There are new faces, among them cautious friendlies (Hiroyuki Sanada, Rina Sawayama), sympathetic combatants (Donnie Yen, Shamier Anderson) and another filthy-rich villain (Bill Skarsgard), a Euro-trashy baddie with bespoke glittery suits and a taste for torture and classical music. The series has expanded its New York-centric geographical coordinates, and while it jumps to the Middle East, Japan and Europe, it continues to stick close to its circumscribed template. So, the High Table’s tattooed minions in pencil skirts are back. There’s yet another dog and another elaborate sequence at a crowded dance club (the streets are empty by comparison) but, crucially, still no sign of the modern surveillance state.
The constraints of Wick World put it safely on the side of full-blown fantasy, giving the series the feel of a grim fairy tale. It might seem like a distorted mirror of our world, but what’s notable are all the ways it’s different from ours — not just in its depiction of power but also of violence, which, for all the arterial spray, is as untethered from reality as it is in zombie flicks. When Wick faces off against challengers at the Arc de Triomphe in Chapter 4, there are no gendarmes, no blaring sirens or screaming bystanders to interrupt the kinetic flow.

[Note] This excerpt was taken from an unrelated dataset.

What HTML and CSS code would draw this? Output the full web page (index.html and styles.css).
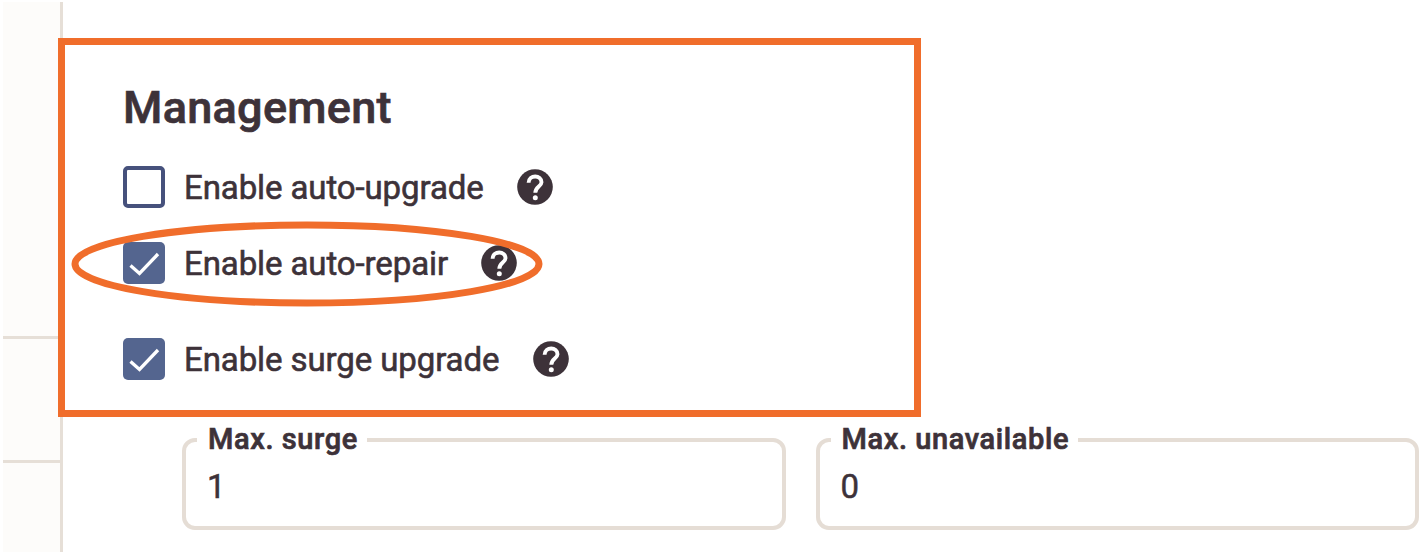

Life for many in Wick World is, to borrow Hobbes’s formulation, “solitary, poor, nasty, brutish and short,” but it’s also sentimental and filled with friendships or at least alliances. It’s also reassuringly ordered, never more so than in its violence, which in Wick World is pure, eye-popping, body-shaking, transporting entertainment, something that (to borrow from another philosopher) has a good beat and you can dance to.